Today was the semi annual swap meet. I picked up Schwinnless a little after seven, and we got parked in Long beach around eight in the morning. There was cool stuff at the swap meet, but nothing I couldn't live without. Actually, I did get tempted. A guy had the plastic starbust headbadge for my '61 Schwinn Jaguar. They came glued on to the paint, so it's very rare to see one off a bike. The one on my bike has a crack in it. This one was perfect. Asking price $40. Now, I could probably have gotten it cheaper, and it would have slightly upgraded the bike. But I passed on it. That's always a temptation with an old Schwinn. The parts are fungible. If your Jaguar is all beat up, you can take a fender set from a Corvette, a rack from a Starlett- it's all the same stuff. But the cracked headbadge, like the dented fenders, various gouges and scratches, and unmatched touch-ups are all part of the personality of the bike. Like the Radio Shack button on the horn. I've had the Jaguar since 1980, and I like it as it is.
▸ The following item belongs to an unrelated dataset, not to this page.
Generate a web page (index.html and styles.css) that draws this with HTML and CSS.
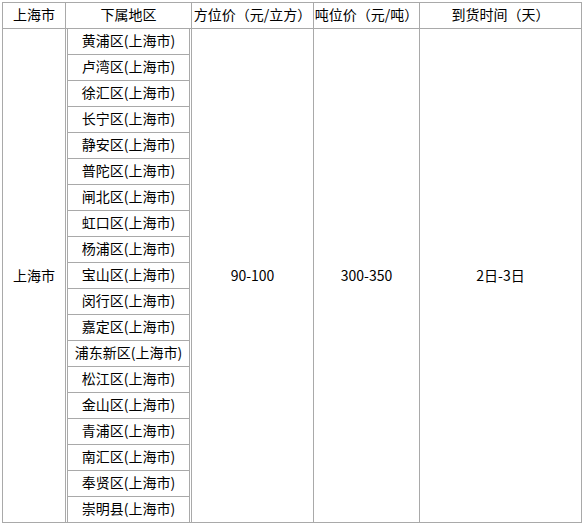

We have had, in recent weeks, an unbelievable string of near perfect rides. Days when the friends, the bikes, the weather, and the giant party excitement of a large event all line up like stars in a constellation, and everything just goes all perfect on you everywhere all at once. Ciclavia, the Halloween ride, the last couple of So Cal Rat Rod Rides, and Cyclone Coaster today.
I've been attending this ride for a couple of years, and it is still just the distilled essence of fun. Today was no exception- you always see some very rare, or very beautifully restored old machines. And it feels good to be familiar with the crowd, to see a mess of people whom you know. And really, how simple is this at its core- people getting together to ride bicycles. And make friends. That's it. Tech at its lowest.
And in doing this we celebrate life. We celebrate the incredible good fortune that we have: We have the health, the means, and the time to do this. We are lucky enough to be here in Southern California where we were given the pleasure of riding at the beach in our shirtsleeves at midnight, and cruising downtown with no cars on a Sunday afternoon. It is good to be alive, good to be part of this, as Ruth calls it, "Bikester" scene. How can you not be grateful?
I realize that many people in the East are going through some very tough times right now. And I won't comment on any other grim or serious matter. The grim and the serious are always near. Nonetheless, I believe that it is God's will that life should flourish. And in this one small corner of the world, a small chain of events came together for a few fortunate souls, and- well- We had some fun.